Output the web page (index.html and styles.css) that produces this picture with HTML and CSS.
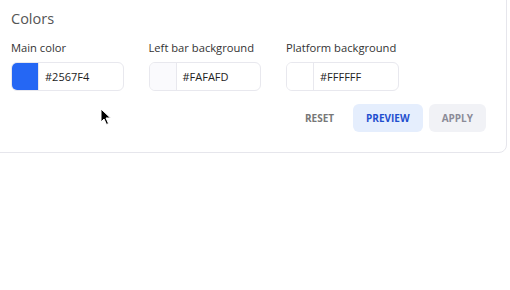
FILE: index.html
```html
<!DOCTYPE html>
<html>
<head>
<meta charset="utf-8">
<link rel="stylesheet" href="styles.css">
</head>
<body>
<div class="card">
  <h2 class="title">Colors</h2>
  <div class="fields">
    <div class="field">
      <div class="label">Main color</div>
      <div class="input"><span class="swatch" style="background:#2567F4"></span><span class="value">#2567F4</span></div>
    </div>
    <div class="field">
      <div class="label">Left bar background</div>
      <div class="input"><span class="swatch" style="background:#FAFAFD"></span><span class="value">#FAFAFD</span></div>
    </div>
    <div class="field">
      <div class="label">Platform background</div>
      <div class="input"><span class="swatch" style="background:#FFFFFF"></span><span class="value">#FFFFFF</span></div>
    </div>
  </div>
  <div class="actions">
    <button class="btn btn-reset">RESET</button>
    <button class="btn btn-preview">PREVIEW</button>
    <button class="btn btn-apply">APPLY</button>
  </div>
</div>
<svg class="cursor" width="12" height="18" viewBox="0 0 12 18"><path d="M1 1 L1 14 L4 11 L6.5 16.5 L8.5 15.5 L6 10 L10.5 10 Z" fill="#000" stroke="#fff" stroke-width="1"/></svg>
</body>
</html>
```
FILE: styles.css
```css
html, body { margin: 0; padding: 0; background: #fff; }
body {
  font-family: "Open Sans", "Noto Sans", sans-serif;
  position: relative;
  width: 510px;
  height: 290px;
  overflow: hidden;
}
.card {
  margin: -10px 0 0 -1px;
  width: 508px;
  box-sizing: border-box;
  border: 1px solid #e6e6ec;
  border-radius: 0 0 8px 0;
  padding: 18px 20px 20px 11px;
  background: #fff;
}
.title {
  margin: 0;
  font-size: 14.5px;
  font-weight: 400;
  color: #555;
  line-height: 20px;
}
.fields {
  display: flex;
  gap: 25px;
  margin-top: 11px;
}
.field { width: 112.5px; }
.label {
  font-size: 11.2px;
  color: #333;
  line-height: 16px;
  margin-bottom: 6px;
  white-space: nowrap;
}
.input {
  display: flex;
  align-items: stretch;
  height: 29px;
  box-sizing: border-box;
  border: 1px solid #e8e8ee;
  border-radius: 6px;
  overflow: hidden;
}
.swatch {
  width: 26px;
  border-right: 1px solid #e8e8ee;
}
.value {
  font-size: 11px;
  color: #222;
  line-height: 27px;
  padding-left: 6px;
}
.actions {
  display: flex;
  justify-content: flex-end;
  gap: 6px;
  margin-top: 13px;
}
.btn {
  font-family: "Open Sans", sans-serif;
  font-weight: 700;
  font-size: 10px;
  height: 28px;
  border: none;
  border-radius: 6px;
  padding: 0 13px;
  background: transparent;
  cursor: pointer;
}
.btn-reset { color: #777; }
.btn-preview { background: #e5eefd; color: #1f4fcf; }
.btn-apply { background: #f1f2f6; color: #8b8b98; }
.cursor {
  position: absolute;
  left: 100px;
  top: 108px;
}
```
—————
→ Set task: What is needed is an exact reproduction of the data, pictures excluded.

→ Full solution:
Output the web page (index.html and styles.css) that produces this picture with HTML and CSS.
FILE: index.html
```html
<!DOCTYPE html>
<html>
<head>
<meta charset="utf-8">
<link rel="stylesheet" href="styles.css">
</head>
<body>
<div class="card">
  <h2 class="title">Colors</h2>
  <div class="fields">
    <div class="field">
      <div class="label">Main color</div>
      <div class="input"><span class="swatch" style="background:#2567F4"></span><span class="value">#2567F4</span></div>
    </div>
    <div class="field">
      <div class="label">Left bar background</div>
      <div class="input"><span class="swatch" style="background:#FAFAFD"></span><span class="value">#FAFAFD</span></div>
    </div>
    <div class="field">
      <div class="label">Platform background</div>
      <div class="input"><span class="swatch" style="background:#FFFFFF"></span><span class="value">#FFFFFF</span></div>
    </div>
  </div>
  <div class="actions">
    <button class="btn btn-reset">RESET</button>
    <button class="btn btn-preview">PREVIEW</button>
    <button class="btn btn-apply">APPLY</button>
  </div>
</div>
<svg class="cursor" width="12" height="18" viewBox="0 0 12 18"><path d="M1 1 L1 14 L4 11 L6.5 16.5 L8.5 15.5 L6 10 L10.5 10 Z" fill="#000" stroke="#fff" stroke-width="1"/></svg>
</body>
</html>
```
FILE: styles.css
```css
html, body { margin: 0; padding: 0; background: #fff; }
body {
  font-family: "Open Sans", "Noto Sans", sans-serif;
  position: relative;
  width: 510px;
  height: 290px;
  overflow: hidden;
}
.card {
  margin: -10px 0 0 -1px;
  width: 508px;
  box-sizing: border-box;
  border: 1px solid #e6e6ec;
  border-radius: 0 0 8px 0;
  padding: 18px 20px 20px 11px;
  background: #fff;
}
.title {
  margin: 0;
  font-size: 14.5px;
  font-weight: 400;
  color: #555;
  line-height: 20px;
}
.fields {
  display: flex;
  gap: 25px;
  margin-top: 11px;
}
.field { width: 112.5px; }
.label {
  font-size: 11.2px;
  color: #333;
  line-height: 16px;
  margin-bottom: 6px;
  white-space: nowrap;
}
.input {
  display: flex;
  align-items: stretch;
  height: 29px;
  box-sizing: border-box;
  border: 1px solid #e8e8ee;
  border-radius: 6px;
  overflow: hidden;
}
.swatch {
  width: 26px;
  border-right: 1px solid #e8e8ee;
}
.value {
  font-size: 11px;
  color: #222;
  line-height: 27px;
  padding-left: 6px;
}
.actions {
  display: flex;
  justify-content: flex-end;
  gap: 6px;
  margin-top: 13px;
}
.btn {
  font-family: "Open Sans", sans-serif;
  font-weight: 700;
  font-size: 10px;
  height: 28px;
  border: none;
  border-radius: 6px;
  padding: 0 13px;
  background: transparent;
  cursor: pointer;
}
.btn-reset { color: #777; }
.btn-preview { background: #e5eefd; color: #1f4fcf; }
.btn-apply { background: #f1f2f6; color: #8b8b98; }
.cursor {
  position: absolute;
  left: 100px;
  top: 108px;
}
```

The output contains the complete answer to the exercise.